Traveling abroad with Morihiro Saito Sensei
In the mid-1980s I had the opportunity to accompany Morihiro Saito Sensei on overseas trips to the USA and some six European countries as his interpreter. These experiences were memorable for me since they afforded many occasions for in-depth talks with one of the acknowledged technical masters of our times. During the many hours in airports, on planes, and free time at seminars our talks covered a wide range of topics including Saito Sensei’s early days of training under the founder and his theories on teaching. These trips also provided an ideal vehicle for exposing large audiences to Aiki News and Saito Sensei was very cooperative in this regard. Moreover, on the five or six occasions when we visited Italy, we completed five instructional videotapes with the assistance of one of Saito Sensei’s leading students, Dr. Paolo Corallini. These tapes, in particular, the two on the aiki ken and jo have been very well received the world over. These trips also afforded me a chance to familiarize myself with the myriad of aikido organizations in the USA and Europe.
Given our focus on aikido history, we were exposed over the years to testimonies by early students of the founder regarding the role of Daito-ryu Aikijujutsu and his controversial teacher Sokaku Takeda on the development of aikido. At first, I found myself captive to preconceptions about Daito-ryu and Takeda common in aikido circles. Daito-ryu was a violent jujutsu form disseminated by the ill-tempered, eccentric Sokaku who also happened to be a technical genius. Its influence on aikido was significant, but Morihei Ueshiba had improved upon the art, eliminated the dangerous techniques, and infused it with an ethical core. In retrospect, this view is correct as far as it goes. However, it fails to appreciate the technical range and sophistication of Daito-ryu techniques and minimizes the primordial role of Takeda as the most important disseminator of jujutsu techniques in 20th century Japan.

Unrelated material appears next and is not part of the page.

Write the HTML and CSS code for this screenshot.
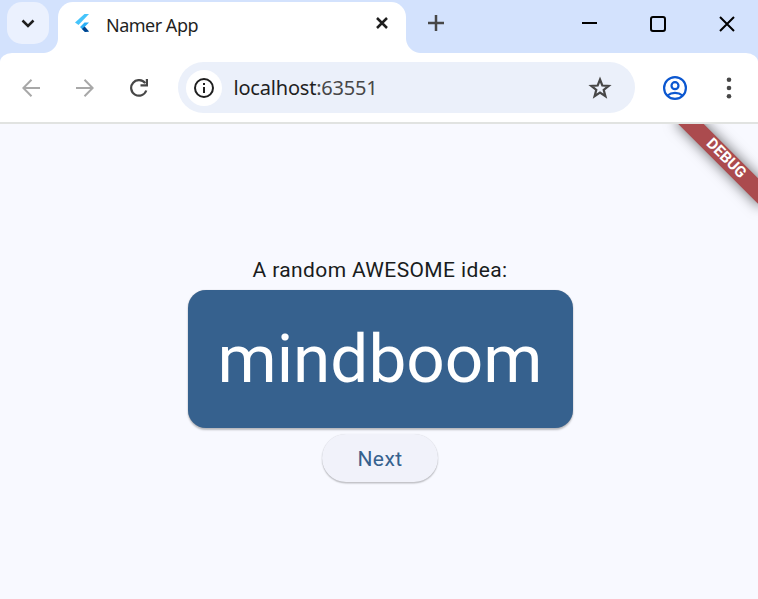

Belatedly, in 1985, we set out for Hokkaido where we began the first of a series of interviews with Tokimune Takeda, the son of Sokaku, and present soke of Daito-ryu Aikijujutsu. This was to prove an eye-opening experience for Aiki News as we started to realize the many ways that the destinies of Ueshiba and Takeda were intertwined on a personal and professional level. The founder of aikido taught Daito-ryu as a certified instructor (kyoju dairi) for some 15 years and awarded certificates as Takeda’s representative. The history of Daito-ryu is long and rich, and from its perspective, the development of aikido constitutes one of several branches. The art is also the most vigorous of Japan’s few surviving jujutsu schools and must be considered a cultural treasure in its own right. Moreover, as a result of our research into Daito-ryu, I acquired many new acquaintances in that world. In the personal and professional regard, my association with Soke Kyoju Dairi Katsuyuki Kondo has proven to be a wonderful asset. Kondo Sensei’s perspectives on Daito-ryu based on more than 30 years of training and his familiarity with aikido and its history have enabled me to appreciate the Daito-ryu legacy in a new light. There is no doubt in my mind that despite attempts to the contrary by individuals on both sides to distance the two arts, aikido and Daito-ryu Aikijujutsu will be recorded as kindred arts in the annals of martial arts history.
One of the most challenging aspects of publishing a specialized magazine such as Aiki News has been attempting to provide high quality, substantive content while achieving a commercial success. Not that these goals are mutually exclusive, but it has been an upward struggle to realize this end due to the limited number of aikido practitioners in Japan. Our personal estimate is that there are some 25,000 to 40,000 active students of the art at the present time. Of course, many more have practiced the art at one time or other, but the prospective readership falls short of the several hundreds of thousands which support other specialized publications. Faced with this situation, we have recently placed an emphasis on book publication. Books tend to reach a much wider audience, remain on the book shelves for long periods and, if successful, can be reprinted many times. Our first successful offering was Ueshiba Morihei to Aikido, which appeared in April 1990. It will enter its second printing in the spring of this year and plans are underway for a new Japanese-language book to appear later in the year. On the English side, we published the The Aiki News Encyclopedia of Aikido this fall in America. This work contains some 800 biographical entries and more than 350 photos and so far we have been pleased by its enthusiastic reception. A French and possibly a Japanese edition are currently under consideration. We are also translating into English the best selling Zen and Aikido written by Shimizu Kenji and Kamata Shigeo.
It is hard to predict what the future will hold for Aiki News. There are many projects to be undertaken of a historical nature and someday I would like to write a biography of Morihei Ueshiba. Moreover, there is much work to be done in finding specific, social applications for aikido philosophy in a technologically sophisticated world peopled by adults whose methods for dealing with conflict show no advance over those employed by primitive tribes.
In closing, I would like to thank the editors of Wushu magazine for allowing me the chance to share with readers my experiences and views about the arts of aikido and Daito-ryu. I hope that the perspectives of a foreigner in the martial arts world of Japan will cause Japanese readers to reflect on the great value of these arts as cultural assets and realize that Japan’s current international status does not rest exclusively on its financial clout or the export of high-quality manufactured goods.